What is expected: Reproduce exactly the lines below, from the first one through the line containing "<backdrop-strip></backdrop-strip>", and omit any pictures.

Data provided:
____________

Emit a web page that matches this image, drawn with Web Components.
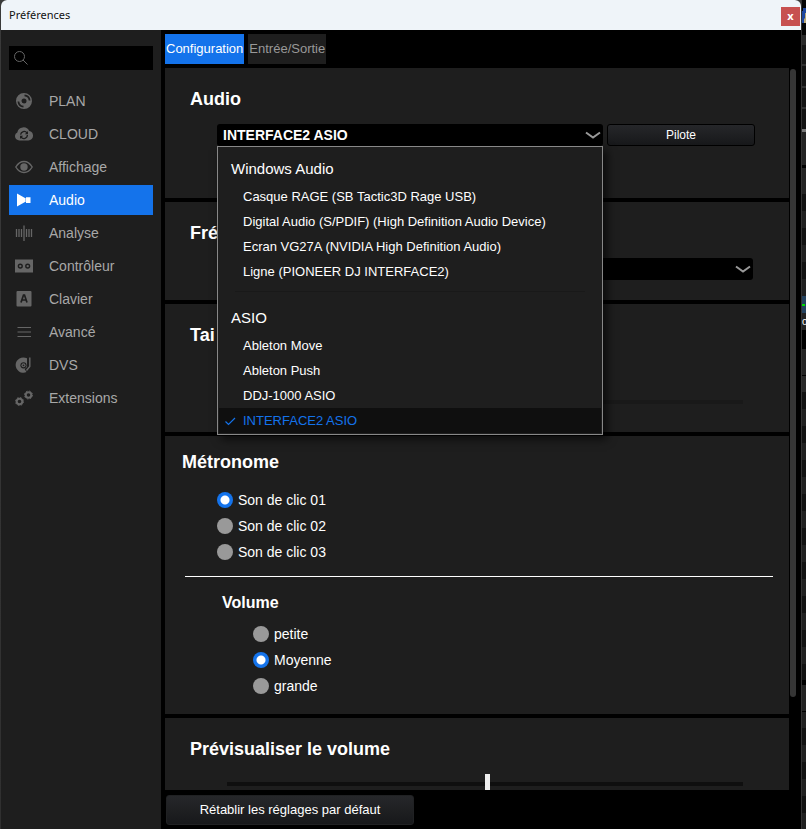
<!DOCTYPE html>
<html lang="fr">
<head>
<meta charset="utf-8">
<title>Préférences</title>
<style>
  html, body { margin: 0; height: 100%; background: #000; }
  body {
    display: grid;
    grid-template-columns: 1px minmax(0, 1fr) 5px;
    overflow: hidden;
    color: #fff;
    font-family: "Liberation Sans", Arial, sans-serif;
    font-size: 14px;
    background: linear-gradient(#3a3a3a, #303030);
  }
</style>
</head>
<body>
<span></span>
<pref-window heading="Préférences">
  <pref-sidebar slot="side">
    <nav-item icon="plan">PLAN</nav-item>
    <nav-item icon="cloud">CLOUD</nav-item>
    <nav-item icon="eye">Affichage</nav-item>
    <nav-item icon="audio" active>Audio</nav-item>
    <nav-item icon="wave">Analyse</nav-item>
    <nav-item icon="controller">Contrôleur</nav-item>
    <nav-item icon="key">Clavier</nav-item>
    <nav-item icon="lines">Avancé</nav-item>
    <nav-item icon="dvs">DVS</nav-item>
    <nav-item icon="gears">Extensions</nav-item>
  </pref-sidebar>
  <tab-item slot="tabs" active>Configuration</tab-item>
  <tab-item slot="tabs">Entrée/Sortie</tab-item>

  <pref-panel heading="Audio" style="--h:130px">
    <device-row>
      <drop-field label="Audio" value="INTERFACE2 ASIO">
        <device-menu></device-menu>
      </drop-field>
      <push-button>Pilote</push-button>
    </device-row>
  </pref-panel>
  <pref-panel heading="Fré" style="--h:98px">
    <drop-field label="Fréquence" value="" style="--w:536px"></drop-field>
  </pref-panel>
  <pref-panel heading="Tai" style="--h:128px;--gap:46px">
    <level-slider label="Taille" max="200" value="60" faint></level-slider>
  </pref-panel>
  <pref-panel heading="Métronome" style="--h:278px;--indent:17px;--gap:14px;--top:15px">
    <radio-list label="Métronome" options="Son de clic 01|Son de clic 02|Son de clic 03" value="0"></radio-list>
    <volume-group></volume-group>
  </pref-panel>
  <pref-panel heading="Prévisualiser le volume" style="--h:128px;--gap:14px">
    <level-slider label="Prévisualiser le volume" max="200" value="101"></level-slider>
  </pref-panel>

  <push-button slot="foot" large>Rétablir les réglages par défaut</push-button>
</pref-window>
<backdrop-strip></backdrop-strip>

<script>
const define = (name, render) => customElements.define(name, class extends HTMLElement {
  constructor() {
    super();
    this.attachShadow({ mode: "open" }).innerHTML = render(this);
  }
});

const icons = {
  plan: `<path fill-rule="evenodd" d="M9 1a8 8 0 1 0 0 16A8 8 0 0 0 9 1Zm0 5.500a2.500 2.500 0 1 1 0 5 2.500 2.500 0 0 1 0-5Z"/><path d="M9.500 3.400A5.600 5.600 0 0 1 14.600 8.500M8.500 14.600A5.600 5.600 0 0 1 3.400 9.500" fill="none" stroke="var(--bg)" stroke-width="1.800"/>`,
  cloud: `<path d="M4.500 15.500A4.300 4.300 0 0 1 0 11.300 3.900 3.900 0 0 1 2.300 7.500 6.300 6.300 0 0 1 14.200 6 4.800 4.800 0 0 1 18 10.800a4.600 4.600 0 0 1-4.600 4.700Z"/><path d="M5.600 9.600a3.600 3.600 0 0 1 6.400-1.800M12.400 10a3.600 3.600 0 0 1-6.400 2.200" fill="none" stroke="var(--bg)" stroke-width="1.300"/><path fill="var(--bg)" d="M13 6v3.200H9.800ZM5 14v-3.200h3.200Z"/>`,
  eye: `<path d="M.8 9C3 5.300 5.800 3.500 9 3.500S15 5.300 17.200 9C15 12.700 12.200 14.500 9 14.500S3 12.700.8 9Z" fill="none" stroke="currentColor" stroke-width="1.400"/><circle cx="9" cy="9" r="3.700"/>`,
  audio: `<path d="M2 2.500v13l8-4.500V7ZM11 6.300h4.500v5.700H11Z"/><path d="M10 7h1v4h-1Z" opacity=".6"/>`,
  wave: `<path d="M1.500 5v8M4 5v8M6.500 5v8M9 1.500v15.500M11.500 5v8M14 5v8M16.500 5v8" fill="none" stroke="currentColor" stroke-width="1.300"/>`,
  controller: `<path fill-rule="evenodd" d="M0 2.500h18v13H0ZM5.300 6.500a2.600 2.600 0 1 0 0 5.200 2.600 2.600 0 0 0 0-5.200Zm7.400 0a2.600 2.600 0 1 0 0 5.200 2.600 2.600 0 0 0 0-5.200Z"/><circle cx="5.300" cy="9.100" r="1.200"/><circle cx="12.700" cy="9.100" r="1.200"/>`,
  key: `<rect x="1.500" y="1" width="15" height="15.500" rx="1"/><path d="M6 12.500 8.500 5h1l2.500 7.500M7 10h4" fill="none" stroke="var(--bg)" stroke-width="1.700"/>`,
  lines: `<path d="M2.500 4.500h13.500M2.500 9h13.500M2.500 13.500h13.500" fill="none" stroke="currentColor" stroke-width="1.200"/>`,
  dvs: `<path d="M12 2.300A7.700 7.700 0 1 0 11.500 16.100L9.600 13.100 12 11Z"/><circle cx="8.500" cy="9.300" r="3.100" fill="var(--bg)"/><circle cx="8.500" cy="9.300" r="2"/><circle cx="8.500" cy="9.300" r=".9" fill="var(--bg)"/><path d="M14.800 1.500V10.500L11.500 14.500" fill="none" stroke="currentColor" stroke-width="1.400"/>`,
  gears: `<g fill="none" stroke="currentColor"><circle cx="4.500" cy="12.500" r="2.800" stroke-width="2"/><circle cx="4.500" cy="12.500" r="4" stroke-width="1" stroke-dasharray="1.600 1.540"/><circle cx="13.500" cy="6" r="2.800" stroke-width="2"/><circle cx="13.500" cy="6" r="4" stroke-width="1" stroke-dasharray="1.600 1.540"/></g>`
};

define("pref-window", el => `
<style>
  :host { display: grid; grid-template-rows: 30px minmax(0, 1fr); height: 100vh; box-sizing: border-box; min-width: 0; background: #000; border-radius: 6px 6px 0 0; overflow: hidden; }
  header { display: flex; align-items: center; justify-content: space-between; background: #eff4f9; padding: 0 1px 0 8px; color: #111; font: 11px/16px "Noto Sans", sans-serif; }
  header button { width: 19px; height: 19px; margin-top: 3px; padding: 0 0 2px; border: 0; background: #c75050; color: #fff; font: bold 11px/14px "Noto Sans", sans-serif; }
  .body { display: grid; grid-template-columns: 160px minmax(0, 1fr); min-height: 0; }
  main { display: flex; flex-direction: column; min-height: 0; padding: 4px 5px 4px 4px; }
  .tabs { display: flex; gap: 4px; margin-bottom: 4px; }
  .view { display: flex; flex: 1; min-height: 0; gap: 1px; }
  .list { flex: 1; min-width: 0; overflow: hidden; display: flex; flex-direction: column; gap: 4px; }
  .bar { width: 6px; }
  .bar i { display: block; height: 87%; margin-top: 1px; border-radius: 3px; background: #353535; }
  .foot { display: flex; padding: 5px 1px 0; }
</style>
<header><span>${el.getAttribute("heading")}</span><button aria-label="Fermer">x</button></header>
<div class="body">
  <slot name="side"></slot>
  <main>
    <div class="tabs"><slot name="tabs"></slot></div>
    <div class="view"><div class="list"><slot></slot></div><div class="bar"><i></i></div></div>
    <div class="foot"><slot name="foot"></slot></div>
  </main>
</div>`);

define("pref-sidebar", () => `
<style>
  :host { display: block; background: #1e1e1e; padding: 16px 8px; }
  label { display: flex; align-items: center; height: 24px; background: #000; padding-left: 4px; margin-bottom: 16px; color: #666; }
  svg { width: 16px; height: 16px; flex: none; }
  input { min-width: 0; flex: 1; border: 0; outline: 0; background: none; color: #fff; }
  nav { display: flex; flex-direction: column; gap: 3px; }
</style>
<label><svg viewBox="0 0 16 16" fill="none" stroke="currentColor"><circle cx="6.500" cy="6.500" r="5"/><path d="m10 10 4.500 4.500"/></svg><input type="text" aria-label="Rechercher"></label>
<nav><slot></slot></nav>`);

define("nav-item", el => `
<style>
  :host { display: block; --bg: #1e1e1e; color: #666; }
  a { display: flex; align-items: center; gap: 16px; height: 30px; padding-left: 6px; color: inherit; text-decoration: none; }
  span { color: #a8a8a8; font-size: 14px; line-height: 16px; }
  svg { width: 18px; height: 18px; flex: none; fill: currentColor; }
  :host([active]) { background: #1473eb; color: #fff; }
  :host([active]) span { color: #fff; }
</style>
<a href="#"><svg viewBox="0 0 18 18">${icons[el.getAttribute("icon")]}</svg><span><slot></slot></span></a>`);

define("tab-item", () => `
<style>
  :host { display: block; }
  button { height: 30px; border: 0; padding: 0 1px; background: #1e1e1e; color: #999; font: 13px/16px "Liberation Sans", Arial, sans-serif; }
  :host([active]) button { background: #1473eb; color: #fff; }
</style>
<button><slot></slot></button>`);

define("pref-panel", el => `
<style>
  :host { display: block; flex: none; box-sizing: border-box; min-height: var(--h); padding: var(--top, 20px) 16px 0 var(--indent, 25px); background: #1e1e1e; }
  h2 { margin: 0 0 var(--gap, 14px); font-size: 18px; line-height: 22px; font-weight: bold; }
  div { padding-left: calc(52px - var(--indent, 25px)); }
</style>
<h2>${el.getAttribute("heading")}</h2>
<div><slot></slot></div>`);

define("device-row", () => `
<style>:host { display: flex; gap: 4px; }</style><slot></slot>`);

define("drop-field", el => `
<style>
  :host { display: block; position: relative; width: var(--w, 386px); height: 22px; }
  select { appearance: none; display: block; width: 100%; height: 22px; border: 0; border-radius: 3px; padding: 0 6px; background: #000; color: #fff; font: bold 14px/22px "Liberation Sans", Arial, sans-serif; }
  svg { position: absolute; right: 2px; top: 7px; width: 16px; height: 9px; pointer-events: none; }
</style>
<select aria-label="${el.getAttribute("label")}"><option>${el.getAttribute("value")}</option></select>
<svg viewBox="0 0 16 9" fill="none" stroke="#999" stroke-width="2"><path d="m1 1.500 7 5 7-5"/></svg>
<slot></slot>`);

define("device-menu", () => `
<style>
  :host { position: absolute; z-index: 2; top: 22px; left: 0; right: 0; box-sizing: border-box; border: 1px solid #888; background: #1e1e1e; padding: 12px 1px 1px; box-shadow: 4px 4px 9px #000a; }
  h3 { margin: 0 0 5px; padding-left: 12px; font-size: 15px; line-height: 20px; font-weight: normal; }
  ul { list-style: none; margin: 0; padding: 0; }
  li { display: flex; align-items: center; height: 25px; padding-left: 24px; font-size: 13px; line-height: 16px; }
  hr { margin: 7px 16px 16px; border: 0; height: 1px; background: #191919; }
  li.on { padding-left: 5px; gap: 6px; background: #0f0f0f; color: #1473eb; }
  svg { width: 13px; height: 12px; }
</style>
<h3>Windows Audio</h3>
<ul>
  <li>Casque RAGE (SB Tactic3D Rage USB)</li>
  <li>Digital Audio (S/PDIF) (High Definition Audio Device)</li>
  <li>Ecran VG27A (NVIDIA High Definition Audio)</li>
  <li>Ligne (PIONEER DJ INTERFACE2)</li>
</ul>
<hr>
<h3>ASIO</h3>
<ul>
  <li>Ableton Move</li>
  <li>Ableton Push</li>
  <li>DDJ-1000 ASIO</li>
  <li class="on"><svg viewBox="0 0 13 12" fill="none" stroke="currentColor" stroke-width="1.200"><path d="m1.500 6.500 3 3L11 3"/></svg>INTERFACE2 ASIO</li>
</ul>`);

define("push-button", () => `
<style>
  :host { display: block; }
  button { display: block; width: 148px; height: 22px; box-sizing: border-box; padding: 0; border: 1px solid #000; border-radius: 3px; background: linear-gradient(#26272a, #17181a); color: #fff; font: 12px/16px "Liberation Sans", Arial, sans-serif; }
  :host([large]) button { width: 248px; height: 30px; border-color: #202123; font-size: 13px; }
</style>
<button><slot></slot></button>`);

define("level-slider", el => `
<style>
  :host { display: block; margin: 0 30px 0 10px; --track: #0f0f0f; --thumb: #eee; }
  :host([faint]) { --track: #191919; }
  input { appearance: none; display: block; width: 100%; height: 20px; margin: 0; background: none; }
  input::-webkit-slider-runnable-track { height: 4px; background: var(--track); }
  input::-webkit-slider-thumb { appearance: none; width: 5px; height: 20px; margin-top: -8px; background: var(--thumb); }
</style>
<input type="range" min="0" max="${el.getAttribute("max")}" value="${el.getAttribute("value")}" aria-label="${el.getAttribute("label")}">`);

define("radio-list", el => `
<style>
  :host { display: flex; flex-direction: column; }
  label { display: flex; align-items: center; gap: 5px; height: 26px; font-size: 14px; line-height: 16px; }
  input { appearance: none; width: 16px; height: 16px; margin: 0; border-radius: 50%; background: #999; }
  input:checked { background: radial-gradient(circle, #fff 4px, #1473eb 5px); }
</style>
${el.getAttribute("options").split("|").map((t, i) => `<label><input type="radio" name="choice"${i == el.getAttribute("value") ? " checked" : ""}><span>${t}</span></label>`).join("")}`);

define("volume-group", () => `
<style>
  :host { display: block; margin-left: -32px; border-top: 1px solid #fff; margin-top: 11px; padding: 16px 0 0 37px; }
  h3 { margin: 0 0 8px; font-size: 16px; line-height: 20px; }
  radio-list { margin-left: 31px; }
</style>
<h3>Volume</h3>
<radio-list label="Volume" options="petite|Moyenne|grande" value="1"></radio-list>`);

const stripes = (n, firstDark) => Array.from({ length: n }, (_, i) => [17, (i % 2 == 0) == firstDark ? "#121212" : "#202020"]);
const rows = [
  [8, "#050505"], [15, "linear-gradient(100deg,#060606 15%,#1d47a0 16% 65%,#b9a878 66%)"], [12, "#050505"], [10, "#2a2a2a"],
  [19, "#161616"], [2, "#303030"], [20, "#131313"], [2, "#303030"], [19, "#131313"], [2, "#303030"], [20, "#131313"],
  [3, "#777"], [33, "#242424"], [3, "#000"], [26, "#242424"],
  ...stripes(6, true), [17, "#24425f", "dot"], [17, "#222", "text"], [19, "#000"], [26, "#242424"], [1, "#000"], [16, "#282828"],
  ...stripes(16, true), [16, "#121212"], [5, "#000"], [26, "#222"], [1, "#000"], [16, "#202020"], ...stripes(6, true)
];
define("backdrop-strip", () => `
<style>
  :host { display: flex; flex-direction: column; height: 100vh; overflow: hidden; border-left: 1px solid #333; box-sizing: border-box; }
  div { flex: none; overflow: hidden; }
  .dot::before { content: ""; display: block; width: 3px; height: 2px; margin-top: 8px; background: #0d0; }
  .text { font: 10px/17px "Liberation Sans", Arial, sans-serif; color: #fff; }
</style>
${rows.map(([h, bg, c]) => `<div class="${c || ""}" style="height:${h}px;background:${bg}">${c == "text" ? "o" : ""}</div>`).join("")}`);
</script>
</body>
</html>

____________

Answer:
Emit a web page that matches this image, drawn with Web Components.
<!DOCTYPE html>
<html lang="fr">
<head>
<meta charset="utf-8">
<title>Préférences</title>
<style>
  html, body { margin: 0; height: 100%; background: #000; }
  body {
    display: grid;
    grid-template-columns: 1px minmax(0, 1fr) 5px;
    overflow: hidden;
    color: #fff;
    font-family: "Liberation Sans", Arial, sans-serif;
    font-size: 14px;
    background: linear-gradient(#3a3a3a, #303030);
  }
</style>
</head>
<body>
<span></span>
<pref-window heading="Préférences">
  <pref-sidebar slot="side">
    <nav-item icon="plan">PLAN</nav-item>
    <nav-item icon="cloud">CLOUD</nav-item>
    <nav-item icon="eye">Affichage</nav-item>
    <nav-item icon="audio" active>Audio</nav-item>
    <nav-item icon="wave">Analyse</nav-item>
    <nav-item icon="controller">Contrôleur</nav-item>
    <nav-item icon="key">Clavier</nav-item>
    <nav-item icon="lines">Avancé</nav-item>
    <nav-item icon="dvs">DVS</nav-item>
    <nav-item icon="gears">Extensions</nav-item>
  </pref-sidebar>
  <tab-item slot="tabs" active>Configuration</tab-item>
  <tab-item slot="tabs">Entrée/Sortie</tab-item>

  <pref-panel heading="Audio" style="--h:130px">
    <device-row>
      <drop-field label="Audio" value="INTERFACE2 ASIO">
        <device-menu></device-menu>
      </drop-field>
      <push-button>Pilote</push-button>
    </device-row>
  </pref-panel>
  <pref-panel heading="Fré" style="--h:98px">
    <drop-field label="Fréquence" value="" style="--w:536px"></drop-field>
  </pref-panel>
  <pref-panel heading="Tai" style="--h:128px;--gap:46px">
    <level-slider label="Taille" max="200" value="60" faint></level-slider>
  </pref-panel>
  <pref-panel heading="Métronome" style="--h:278px;--indent:17px;--gap:14px;--top:15px">
    <radio-list label="Métronome" options="Son de clic 01|Son de clic 02|Son de clic 03" value="0"></radio-list>
    <volume-group></volume-group>
  </pref-panel>
  <pref-panel heading="Prévisualiser le volume" style="--h:128px;--gap:14px">
    <level-slider label="Prévisualiser le volume" max="200" value="101"></level-slider>
  </pref-panel>

  <push-button slot="foot" large>Rétablir les réglages par défaut</push-button>
</pref-window>
<backdrop-strip></backdrop-strip>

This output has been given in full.